= List of storms named Jolina =

The name Jolina has been used for six tropical cyclones in the Philippine Area of Responsibility by PAGASA in the Western Pacific Ocean. Additionally, it was also used for one European windstorm, which eventually evolved into a Mediterranean tropical-like cyclone (also known as a "medicane").

In the West Pacific:
- Tropical Depression Jolina (2001) – a tropical depression that was only recognized by PAGASA.
- Typhoon Nabi (2005) (T0514, 14W, Jolina) – struck Japan.
- Tropical Storm Goni (2009) (T0907, 08W, Jolina)
- Severe Tropical Storm Jebi (2013) (T1309, 09W, Jolina) – struck the Philippines, China and Vietnam.
- Severe Tropical Storm Pakhar (2017) (T1714, 16W, Jolina) – a strong tropical storm that impacted Southern China.
- Severe Tropical Storm Conson (2021) (T2113, 18W, Jolina) – rapidly intensified into a typhoon in less than 24 hours, according to PAGASA.

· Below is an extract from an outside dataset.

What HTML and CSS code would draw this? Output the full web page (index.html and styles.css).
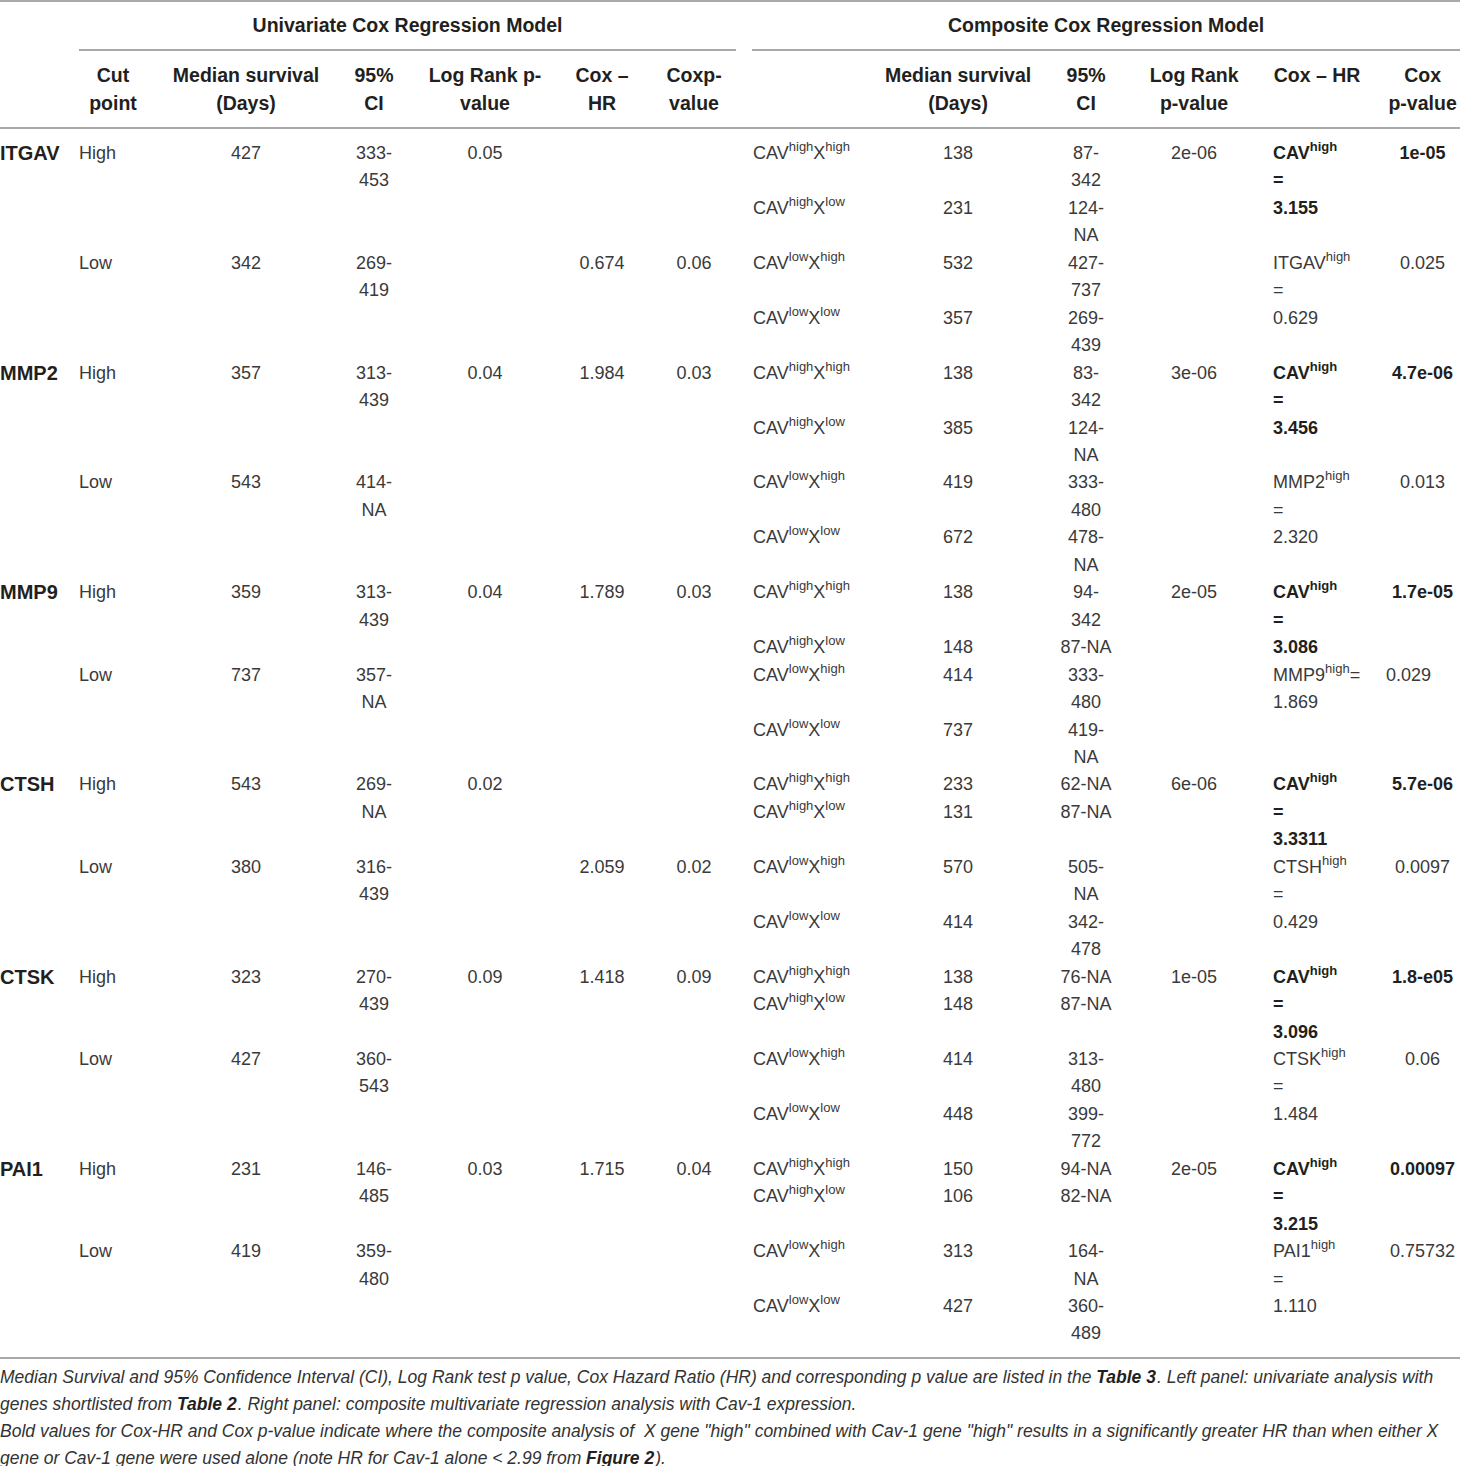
FILE: index.html
```html
<html>
<head>
    <title>Table 3 - Cox Regression Models</title>
    <meta charset="utf-8"
          name="viewport"
          content="width=device-width, initial-scale=1.0" />
    <link rel="stylesheet" href="styles.css">
</head>
<body>
    <table class="results">
        <colgroup>
            <col class="c-gene">
            <col class="c-cut">
            <col class="c-med">
            <col class="c-ci">
            <col class="c-lr">
            <col class="c-hr">
            <col class="c-p">
            <col class="c-name">
            <col class="c-med2">
            <col class="c-ci2">
            <col class="c-lr2">
            <col class="c-hr2">
            <col class="c-p2">
        </colgroup>
        <thead>
            <tr class="group">
                <th></th>
                <th colspan="6"><div class="rule left">Univariate Cox Regression Model</div></th>
                <th colspan="6"><div class="rule right">Composite Cox Regression Model</div></th>
            </tr>
            <tr class="cols">
                <th></th>
                <th>Cut<br>point</th>
                <th>Median survival<br>(Days)</th>
                <th>95%<br>CI</th>
                <th>Log Rank p-<br>value</th>
                <th>Cox –<br>HR</th>
                <th>Coxp-<br>value</th>
                <th></th>
                <th>Median survival<br>(Days)</th>
                <th>95%<br>CI</th>
                <th>Log Rank<br>p-value</th>
                <th>Cox – HR</th>
                <th>Cox<br>p-value</th>
            </tr>
        </thead>
        <tbody>
            <!-- ITGAV -->
            <tr>
                <td class="gene" rowspan="4">ITGAV</td>
                <td class="cut" rowspan="2">High</td>
                <td rowspan="2">427</td>
                <td rowspan="2">333-<br>453</td>
                <td rowspan="2">0.05</td>
                <td rowspan="2"></td>
                <td rowspan="2"></td>
                <td class="name">CAV<sup>high</sup>X<sup>high</sup></td>
                <td>138</td>
                <td>87-<br>342</td>
                <td rowspan="4">2e-06</td>
                <td class="hr strong" rowspan="2">CAV<sup>high</sup><br>=<br>3.155</td>
                <td class="strong" rowspan="2">1e-05</td>
            </tr>
            <tr>
                <td class="name">CAV<sup>high</sup>X<sup>low</sup></td>
                <td>231</td>
                <td>124-<br>NA</td>
            </tr>
            <tr>
                <td class="cut" rowspan="2">Low</td>
                <td rowspan="2">342</td>
                <td rowspan="2">269-<br>419</td>
                <td rowspan="2"></td>
                <td rowspan="2">0.674</td>
                <td rowspan="2">0.06</td>
                <td class="name">CAV<sup>low</sup>X<sup>high</sup></td>
                <td>532</td>
                <td>427-<br>737</td>
                <td class="hr" rowspan="2">ITGAV<sup>high</sup><br>=<br>0.629</td>
                <td rowspan="2">0.025</td>
            </tr>
            <tr>
                <td class="name">CAV<sup>low</sup>X<sup>low</sup></td>
                <td>357</td>
                <td>269-<br>439</td>
            </tr>

            <!-- MMP2 -->
            <tr>
                <td class="gene" rowspan="4">MMP2</td>
                <td class="cut" rowspan="2">High</td>
                <td rowspan="2">357</td>
                <td rowspan="2">313-<br>439</td>
                <td rowspan="2">0.04</td>
                <td rowspan="2">1.984</td>
                <td rowspan="2">0.03</td>
                <td class="name">CAV<sup>high</sup>X<sup>high</sup></td>
                <td>138</td>
                <td>83-<br>342</td>
                <td rowspan="4">3e-06</td>
                <td class="hr strong" rowspan="2">CAV<sup>high</sup><br>=<br>3.456</td>
                <td class="strong" rowspan="2">4.7e-06</td>
            </tr>
            <tr>
                <td class="name">CAV<sup>high</sup>X<sup>low</sup></td>
                <td>385</td>
                <td>124-<br>NA</td>
            </tr>
            <tr>
                <td class="cut" rowspan="2">Low</td>
                <td rowspan="2">543</td>
                <td rowspan="2">414-<br>NA</td>
                <td rowspan="2"></td>
                <td rowspan="2"></td>
                <td rowspan="2"></td>
                <td class="name">CAV<sup>low</sup>X<sup>high</sup></td>
                <td>419</td>
                <td>333-<br>480</td>
                <td class="hr" rowspan="2">MMP2<sup>high</sup><br>=<br>2.320</td>
                <td rowspan="2">0.013</td>
            </tr>
            <tr>
                <td class="name">CAV<sup>low</sup>X<sup>low</sup></td>
                <td>672</td>
                <td>478-<br>NA</td>
            </tr>

            <!-- MMP9 -->
            <tr>
                <td class="gene" rowspan="4">MMP9</td>
                <td class="cut" rowspan="2">High</td>
                <td rowspan="2">359</td>
                <td rowspan="2">313-<br>439</td>
                <td rowspan="2">0.04</td>
                <td rowspan="2">1.789</td>
                <td rowspan="2">0.03</td>
                <td class="name">CAV<sup>high</sup>X<sup>high</sup></td>
                <td>138</td>
                <td>94-<br>342</td>
                <td rowspan="4">2e-05</td>
                <td class="hr strong" rowspan="2">CAV<sup>high</sup><br>=<br>3.086</td>
                <td class="strong" rowspan="2">1.7e-05</td>
            </tr>
            <tr>
                <td class="name">CAV<sup>high</sup>X<sup>low</sup></td>
                <td>148</td>
                <td>87-NA</td>
            </tr>
            <tr>
                <td class="cut" rowspan="2">Low</td>
                <td rowspan="2">737</td>
                <td rowspan="2">357-<br>NA</td>
                <td rowspan="2"></td>
                <td rowspan="2"></td>
                <td rowspan="2"></td>
                <td class="name">CAV<sup>low</sup>X<sup>high</sup></td>
                <td>414</td>
                <td>333-<br>480</td>
                <td class="hr" rowspan="2">MMP9<sup>high</sup>=<br>1.869</td>
                <td class="shift" rowspan="2">0.029</td>
            </tr>
            <tr>
                <td class="name">CAV<sup>low</sup>X<sup>low</sup></td>
                <td>737</td>
                <td>419-<br>NA</td>
            </tr>

            <!-- CTSH -->
            <tr>
                <td class="gene" rowspan="4">CTSH</td>
                <td class="cut" rowspan="2">High</td>
                <td rowspan="2">543</td>
                <td rowspan="2">269-<br>NA</td>
                <td rowspan="2">0.02</td>
                <td rowspan="2"></td>
                <td rowspan="2"></td>
                <td class="name">CAV<sup>high</sup>X<sup>high</sup></td>
                <td>233</td>
                <td>62-NA</td>
                <td rowspan="4">6e-06</td>
                <td class="hr strong" rowspan="2">CAV<sup>high</sup><br>=<br>3.3311</td>
                <td class="strong" rowspan="2">5.7e-06</td>
            </tr>
            <tr class="tall">
                <td class="name">CAV<sup>high</sup>X<sup>low</sup></td>
                <td>131</td>
                <td>87-NA</td>
            </tr>
            <tr>
                <td class="cut" rowspan="2">Low</td>
                <td rowspan="2">380</td>
                <td rowspan="2">316-<br>439</td>
                <td rowspan="2"></td>
                <td rowspan="2">2.059</td>
                <td rowspan="2">0.02</td>
                <td class="name">CAV<sup>low</sup>X<sup>high</sup></td>
                <td>570</td>
                <td>505-<br>NA</td>
                <td class="hr" rowspan="2">CTSH<sup>high</sup><br>=<br>0.429</td>
                <td rowspan="2">0.0097</td>
            </tr>
            <tr>
                <td class="name">CAV<sup>low</sup>X<sup>low</sup></td>
                <td>414</td>
                <td>342-<br>478</td>
            </tr>

            <!-- CTSK -->
            <tr>
                <td class="gene" rowspan="4">CTSK</td>
                <td class="cut" rowspan="2">High</td>
                <td rowspan="2">323</td>
                <td rowspan="2">270-<br>439</td>
                <td rowspan="2">0.09</td>
                <td rowspan="2">1.418</td>
                <td rowspan="2">0.09</td>
                <td class="name">CAV<sup>high</sup>X<sup>high</sup></td>
                <td>138</td>
                <td>76-NA</td>
                <td rowspan="4">1e-05</td>
                <td class="hr strong" rowspan="2">CAV<sup>high</sup><br>=<br>3.096</td>
                <td class="strong" rowspan="2">1.8-e05</td>
            </tr>
            <tr class="tall">
                <td class="name">CAV<sup>high</sup>X<sup>low</sup></td>
                <td>148</td>
                <td>87-NA</td>
            </tr>
            <tr>
                <td class="cut" rowspan="2">Low</td>
                <td rowspan="2">427</td>
                <td rowspan="2">360-<br>543</td>
                <td rowspan="2"></td>
                <td rowspan="2"></td>
                <td rowspan="2"></td>
                <td class="name">CAV<sup>low</sup>X<sup>high</sup></td>
                <td>414</td>
                <td>313-<br>480</td>
                <td class="hr" rowspan="2">CTSK<sup>high</sup><br>=<br>1.484</td>
                <td rowspan="2">0.06</td>
            </tr>
            <tr>
                <td class="name">CAV<sup>low</sup>X<sup>low</sup></td>
                <td>448</td>
                <td>399-<br>772</td>
            </tr>

            <!-- PAI1 -->
            <tr>
                <td class="gene" rowspan="4">PAI1</td>
                <td class="cut" rowspan="2">High</td>
                <td rowspan="2">231</td>
                <td rowspan="2">146-<br>485</td>
                <td rowspan="2">0.03</td>
                <td rowspan="2">1.715</td>
                <td rowspan="2">0.04</td>
                <td class="name">CAV<sup>high</sup>X<sup>high</sup></td>
                <td>150</td>
                <td>94-NA</td>
                <td rowspan="4">2e-05</td>
                <td class="hr strong" rowspan="2">CAV<sup>high</sup><br>=<br>3.215</td>
                <td class="strong" rowspan="2">0.00097</td>
            </tr>
            <tr class="tall">
                <td class="name">CAV<sup>high</sup>X<sup>low</sup></td>
                <td>106</td>
                <td>82-NA</td>
            </tr>
            <tr>
                <td class="cut" rowspan="2">Low</td>
                <td rowspan="2">419</td>
                <td rowspan="2">359-<br>480</td>
                <td rowspan="2"></td>
                <td rowspan="2"></td>
                <td rowspan="2"></td>
                <td class="name">CAV<sup>low</sup>X<sup>high</sup></td>
                <td>313</td>
                <td>164-<br>NA</td>
                <td class="hr" rowspan="2">PAI1<sup>high</sup><br>=<br>1.110</td>
                <td rowspan="2">0.75732</td>
            </tr>
            <tr>
                <td class="name">CAV<sup>low</sup>X<sup>low</sup></td>
                <td>427</td>
                <td>360-<br>489</td>
            </tr>
        </tbody>
    </table>

    <div class="notes">
        <p>Median Survival and 95% Confidence Interval (CI), Log Rank test p value, Cox Hazard Ratio (HR) and corresponding p value are listed in the <b>Table 3</b>. Left panel: univariate analysis with genes shortlisted from <b>Table 2</b>. Right panel: composite multivariate regression analysis with Cav-1 expression.</p>
        <p>Bold values for Cox-HR and Cox p-value indicate where the composite analysis of &nbsp;X gene "high" combined with Cav-1 gene "high" results in a significantly greater HR than when either X gene or Cav-1 gene were used alone (note HR for Cav-1 alone &lt; 2.99 from <b>Figure 2</b>).</p>
    </div>
</body>
</html>
```

FILE: styles.css
```css
/* Reset default spacing */
body, table, p {
    margin: 0;
    padding: 0;
}

body {
    font-family: "Liberation Sans", Arial, sans-serif;
    color: #3a3a3a;
    background-color: #fff;
    overflow: hidden;
}

.results {
    width: 1460px;
    table-layout: fixed;
    border-collapse: separate;
    border-spacing: 0;
    border-top: 2px solid #a9a9a9;
    border-bottom: 2px solid #a9a9a9;
    padding-bottom: 9px;
}

/* column widths */
.c-gene { width: 79px; }
.c-cut  { width: 68px; }
.c-med  { width: 198px; }
.c-ci   { width: 58px; }
.c-lr   { width: 164px; }
.c-hr   { width: 70px; }
.c-p    { width: 114px; }
.c-name { width: 132px; }
.c-med2 { width: 150px; }
.c-ci2  { width: 106px; }
.c-lr2  { width: 110px; }
.c-hr2  { width: 136px; }
.c-p2   { width: 75px; }

/* header */
th {
    font-size: 19.5px;
    font-weight: bold;
    line-height: 28px;
    color: #231f20;
    text-align: center;
    vertical-align: top;
    white-space: nowrap;
}

.group th {
    padding: 0;
}

.group .rule {
    padding: 9px 0 10px;
    border-bottom: 2px solid #a9a9a9;
}

.group .left {
    margin-right: 15px;
}

.group .right {
    margin-left: 1px;
}

.cols th {
    padding: 10px 0;
    border-bottom: 2px solid #a9a9a9;
}

/* body cells */
td {
    padding: 0;
    font-size: 18px;
    line-height: 27.45px;
    text-align: center;
    vertical-align: top;
    white-space: nowrap;
}

tbody tr:first-child td {
    padding-top: 11px;
}

tr.tall td {
    height: 54.9px;
}

td.gene {
    text-align: left;
    font-size: 20px;
    font-weight: bold;
    color: #231f20;
}

td.cut {
    text-align: left;
}

td.name {
    text-align: left;
    padding-left: 2px;
}

td.hr {
    text-align: left;
    padding-left: 24px;
}

td.shift {
    text-align: left;
    padding-left: 1px;
}

.strong {
    font-weight: bold;
    color: #231f20;
}

sup {
    font-size: 13px;
    line-height: 0;
    vertical-align: 8px;
}

/* table footnotes */
.notes {
    margin-top: 5px;
    font-size: 17.5px;
    font-style: italic;
    line-height: 27px;
    color: #333;
}

.notes b {
    color: #231f20;
    padding-right: 1px;
}
```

The name Jolina was retired following the 2021 Pacific typhoon season and was replaced with Jacinto, which is a masculine given name in Spanish, which was first used during the 2025 season.

In Europe and the Mediterranean:
- Storm Jolina (2026) – a European windstorm which became a Mediterranean tropical-like cyclone while affecting Spain and Libya; also known as Storm Samuel.